UPDATE: I'll be damned. They canceled it again:
The owner of the Silent Movie Theater in Hollywood canceled a planned screening of D. W. Griffith's The Birth of a Nation after the Los Angeles branch of the NAACP and a group called the National Alliance for Positive Action vowed to picket the theater. Although owner Charlie Lustman had planned to show the film with a disclaimer stating that he does not endorse the racist content of the film but wants to honor its place in cinema history, the two groups had charged that the film would continue to poison race relations. Lustman said that he had also received threatening phone calls and was concerned about the safety of patrons and 92-year-old Bob Mitchell, the onetime leader of the famed Mitchell Boys Choir, who was to provide organ music to accompany the film.
Un-fucking-believable.
I think it would be the height of performance art to attend a showing wearing full redneck regalia, wait until 15 minutes into the showing, and then stand up and shout "I'M TIRED OF THIS CRAP! PAW, YOU SAID THERE'D BE UPPITY NEGROES!"
Sure, I'd be dead, but I'd make the papers.
Right on, Pete. Can't add anything else - just loved what you had to say.
I saw BOAN in a class, too. The last shots, with Jesus smiling beatifically over the white victory, were so absurd and completely incorrect in today's political landscape that I started laughing. Big, hysterical guffaws.
And I couldn't stop.
There were a lot of ill stares in my direction that day.

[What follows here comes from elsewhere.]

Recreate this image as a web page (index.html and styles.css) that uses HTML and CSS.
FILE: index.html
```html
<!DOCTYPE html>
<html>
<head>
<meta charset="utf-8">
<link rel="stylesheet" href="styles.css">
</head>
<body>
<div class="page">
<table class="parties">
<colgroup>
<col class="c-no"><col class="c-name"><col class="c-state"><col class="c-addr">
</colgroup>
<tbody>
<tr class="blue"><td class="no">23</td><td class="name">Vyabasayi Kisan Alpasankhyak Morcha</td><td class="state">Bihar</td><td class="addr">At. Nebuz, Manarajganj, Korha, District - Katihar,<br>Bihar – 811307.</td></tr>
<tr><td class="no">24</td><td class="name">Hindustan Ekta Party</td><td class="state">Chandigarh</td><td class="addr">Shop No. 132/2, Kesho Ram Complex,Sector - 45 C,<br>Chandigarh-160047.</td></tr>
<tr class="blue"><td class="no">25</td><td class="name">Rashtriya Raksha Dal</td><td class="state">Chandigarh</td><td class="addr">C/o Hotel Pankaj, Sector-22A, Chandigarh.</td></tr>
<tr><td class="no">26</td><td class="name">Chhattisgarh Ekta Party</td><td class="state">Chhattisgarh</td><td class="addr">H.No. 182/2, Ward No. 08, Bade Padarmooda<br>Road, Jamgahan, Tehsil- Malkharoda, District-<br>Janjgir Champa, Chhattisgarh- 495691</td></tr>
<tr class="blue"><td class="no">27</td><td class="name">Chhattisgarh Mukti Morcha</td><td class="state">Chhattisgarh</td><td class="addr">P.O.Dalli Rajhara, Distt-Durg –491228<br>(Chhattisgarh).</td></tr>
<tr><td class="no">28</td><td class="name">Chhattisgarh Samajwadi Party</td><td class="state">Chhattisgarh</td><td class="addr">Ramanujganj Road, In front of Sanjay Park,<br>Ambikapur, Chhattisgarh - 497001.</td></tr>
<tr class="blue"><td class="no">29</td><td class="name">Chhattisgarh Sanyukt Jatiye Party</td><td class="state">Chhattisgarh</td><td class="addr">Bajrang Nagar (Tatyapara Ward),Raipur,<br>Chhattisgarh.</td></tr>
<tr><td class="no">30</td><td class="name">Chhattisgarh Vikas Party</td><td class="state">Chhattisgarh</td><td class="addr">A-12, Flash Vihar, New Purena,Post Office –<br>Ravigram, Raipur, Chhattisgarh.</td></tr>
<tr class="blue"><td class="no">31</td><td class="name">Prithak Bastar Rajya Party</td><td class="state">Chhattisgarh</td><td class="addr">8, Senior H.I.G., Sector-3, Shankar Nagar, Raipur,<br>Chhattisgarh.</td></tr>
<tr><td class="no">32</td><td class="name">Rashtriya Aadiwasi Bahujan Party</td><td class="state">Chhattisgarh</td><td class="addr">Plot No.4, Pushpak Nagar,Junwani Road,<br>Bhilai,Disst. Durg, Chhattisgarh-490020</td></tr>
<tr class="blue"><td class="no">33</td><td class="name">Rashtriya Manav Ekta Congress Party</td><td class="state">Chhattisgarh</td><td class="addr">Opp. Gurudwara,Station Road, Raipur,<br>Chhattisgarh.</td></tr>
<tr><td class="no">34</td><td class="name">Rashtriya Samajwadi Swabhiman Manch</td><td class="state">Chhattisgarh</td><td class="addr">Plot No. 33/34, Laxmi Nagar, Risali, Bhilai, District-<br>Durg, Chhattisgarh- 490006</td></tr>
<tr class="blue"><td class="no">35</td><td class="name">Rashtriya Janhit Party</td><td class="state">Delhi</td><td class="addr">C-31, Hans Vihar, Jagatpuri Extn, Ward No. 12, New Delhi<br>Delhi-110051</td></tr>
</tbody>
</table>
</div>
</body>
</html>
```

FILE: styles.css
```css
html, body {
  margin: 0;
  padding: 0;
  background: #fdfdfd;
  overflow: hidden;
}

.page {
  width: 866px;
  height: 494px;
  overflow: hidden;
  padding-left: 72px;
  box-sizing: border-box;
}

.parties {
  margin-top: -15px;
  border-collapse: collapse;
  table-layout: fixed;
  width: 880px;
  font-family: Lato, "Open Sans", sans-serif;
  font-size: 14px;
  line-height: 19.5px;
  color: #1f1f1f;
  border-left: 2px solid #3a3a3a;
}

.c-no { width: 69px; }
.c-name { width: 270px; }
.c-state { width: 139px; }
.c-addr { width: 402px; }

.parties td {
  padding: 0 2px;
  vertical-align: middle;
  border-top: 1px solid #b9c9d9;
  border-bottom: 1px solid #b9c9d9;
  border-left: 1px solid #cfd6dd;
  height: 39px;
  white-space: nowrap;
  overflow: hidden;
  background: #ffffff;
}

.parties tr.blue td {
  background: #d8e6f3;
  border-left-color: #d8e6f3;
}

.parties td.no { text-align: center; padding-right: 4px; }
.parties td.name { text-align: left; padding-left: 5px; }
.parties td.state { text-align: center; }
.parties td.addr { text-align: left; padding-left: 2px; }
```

Pete, I really enjoyed your pithy comments. This type of grandstanding on the part of Washington is the worst kind of revisionism. As much as Americans, especially black Americans, would like to eliminate the stain on the fabric of American history this film portrays, BOAN is relevant today if for no other reason than to show how the overall American psyche has changed over the past century.
BOAN should not only be lauded for its important contributions to American film, but for showing how far we have come as a nation. Certainly, we have a great deal of work left to do in the area of civil rights, but we have grown! The kind of myopic, shallow thinking Washington exhibits is the same type of prejudicial thinking illustrated by BOAN. Give the American people some credit!
Somehow I think the NAACP voiced objection out of obligation, rather than genuine concern over a causal connection between the film and a spike in hate crimes. I'm not sure the NAACP is worse today than the religious right, but both seem to spew vehemonent rage at things most middle-of-the-road folks are largely unaware of, or could care less about.
However, at least the NAACP was central to civil rights movement in this country. And for that alone I give them a wide birth on trivial issues, such as their flacid opposition to a 90 year old film. Still, don't they have something better they could be doing with their time?